Não é necessário os assessores ficarem presos entre quatro paredes no gabinete, nem ter crachá, nem fazer trabalho interno. Olha o perigo da santa Inquisição disfarçada de investigação. Eles pegam um dado: ‘João da Silva’ mora em Resende e, pronto, dizem que ele foi assessor do Flávio.

Se há certeza da inocência, por que a defesa pede ao Supremo Tribunal Federal para suspender a investigação?

A defesa jamais quis parar qualquer investigação ou procrastinar feito. Se algum direito de seu cliente foi violado, é dever e obrigação de qualquer advogado sério observar para que a investigação ocorra dentro da lei. Não é porque ele é filho do presidente que vai poder rasgar o Código de Processo Penal, atropelar as coisas, obter uma quebra de sigilo legal sem conhecimento ou autorização da Justiça, não.

Por meio da suspensão de processos, Flávio não vai conseguir provar a inocência?

Ninguém está parando investigação, só estamos querendo que as leis sejam cumpridas. Então o que acontece na véspera do Natal? Uma megaoperação em padrões hollywoodianos. Para quê? Busca e apreensão. Nenhum problema, a gente respeita, é função do MP investigar. Não estou acusando ninguém, mas alguma força oculta está infiltrada no poder público. O objetivo final é a cadeira presidencial em de 2022.

Quem representa essa força oculta? O presidente acusa o governador Wilson Witzel.
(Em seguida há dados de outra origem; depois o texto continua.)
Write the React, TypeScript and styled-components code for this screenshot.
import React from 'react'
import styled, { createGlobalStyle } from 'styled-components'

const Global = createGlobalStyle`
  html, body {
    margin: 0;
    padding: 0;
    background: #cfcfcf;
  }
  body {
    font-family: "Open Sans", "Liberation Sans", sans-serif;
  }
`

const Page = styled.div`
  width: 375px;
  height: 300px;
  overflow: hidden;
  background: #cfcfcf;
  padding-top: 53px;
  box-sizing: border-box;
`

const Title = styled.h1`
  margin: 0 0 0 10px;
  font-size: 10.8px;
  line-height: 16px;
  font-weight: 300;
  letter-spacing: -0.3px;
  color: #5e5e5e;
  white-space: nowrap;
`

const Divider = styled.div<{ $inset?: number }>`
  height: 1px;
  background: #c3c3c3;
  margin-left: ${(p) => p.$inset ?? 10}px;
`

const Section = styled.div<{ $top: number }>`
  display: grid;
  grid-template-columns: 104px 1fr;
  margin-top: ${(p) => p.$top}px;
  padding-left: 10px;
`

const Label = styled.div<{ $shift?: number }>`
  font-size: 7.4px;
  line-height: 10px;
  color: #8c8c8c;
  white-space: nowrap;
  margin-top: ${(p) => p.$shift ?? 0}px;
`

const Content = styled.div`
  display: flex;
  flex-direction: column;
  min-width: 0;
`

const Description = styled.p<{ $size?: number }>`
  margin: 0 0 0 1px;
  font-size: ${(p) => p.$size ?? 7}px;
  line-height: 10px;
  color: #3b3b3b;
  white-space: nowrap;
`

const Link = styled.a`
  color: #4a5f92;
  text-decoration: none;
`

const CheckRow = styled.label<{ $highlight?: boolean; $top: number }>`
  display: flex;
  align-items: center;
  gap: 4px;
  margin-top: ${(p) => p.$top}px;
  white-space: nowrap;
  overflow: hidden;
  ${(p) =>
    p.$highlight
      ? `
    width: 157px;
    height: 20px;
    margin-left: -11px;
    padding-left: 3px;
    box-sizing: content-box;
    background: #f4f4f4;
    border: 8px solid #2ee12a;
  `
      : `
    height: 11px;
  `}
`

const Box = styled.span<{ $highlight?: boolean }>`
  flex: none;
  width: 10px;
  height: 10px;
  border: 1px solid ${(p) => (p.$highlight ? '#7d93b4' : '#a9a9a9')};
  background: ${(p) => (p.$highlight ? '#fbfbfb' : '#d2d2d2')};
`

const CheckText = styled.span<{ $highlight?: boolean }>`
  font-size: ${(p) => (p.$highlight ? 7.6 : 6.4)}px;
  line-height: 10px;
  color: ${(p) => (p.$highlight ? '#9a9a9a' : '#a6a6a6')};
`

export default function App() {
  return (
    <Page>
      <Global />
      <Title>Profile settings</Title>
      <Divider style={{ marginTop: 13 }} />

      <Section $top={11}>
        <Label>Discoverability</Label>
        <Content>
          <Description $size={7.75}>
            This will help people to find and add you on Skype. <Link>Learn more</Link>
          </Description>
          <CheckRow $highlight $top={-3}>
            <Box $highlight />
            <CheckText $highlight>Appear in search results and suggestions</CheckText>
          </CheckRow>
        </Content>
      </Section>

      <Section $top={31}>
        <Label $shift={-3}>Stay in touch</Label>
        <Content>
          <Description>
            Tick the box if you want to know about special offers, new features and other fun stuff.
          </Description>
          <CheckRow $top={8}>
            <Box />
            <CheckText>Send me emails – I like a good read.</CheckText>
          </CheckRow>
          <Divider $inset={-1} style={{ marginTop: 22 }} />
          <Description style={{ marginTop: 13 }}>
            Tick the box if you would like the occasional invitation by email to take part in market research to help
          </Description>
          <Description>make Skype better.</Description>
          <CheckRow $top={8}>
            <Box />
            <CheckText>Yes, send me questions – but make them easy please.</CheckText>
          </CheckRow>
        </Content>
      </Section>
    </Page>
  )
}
Não vou dizer nada do governador. O que eu vou dizer é que a forma que está se aplicando a força do poder público para o Flávio é absolutamente distinta e exclusiva. Olha como trataram os outros 26 parlamentares dessa mesma apuração da Assembleia de “rachadinha” e olha o Flávio. Quero ver alguém me dizer que é o mesmo tratamento.

Por envolver família do presidente, não se deveria dar mais atenção à resolução ao caso?

Maior, sim, mas não nos níveis que estão fazendo aí. Por que ninguém fala do Lulinha com a mesma intensidade? Acabaram de descobrir uma série de coisas do filho do Lula que envolvem R$ 300 milhões, e não a esmola, esses valores pequenos… Virou um feijãozinho o Lulinha, só se fala de Flávio.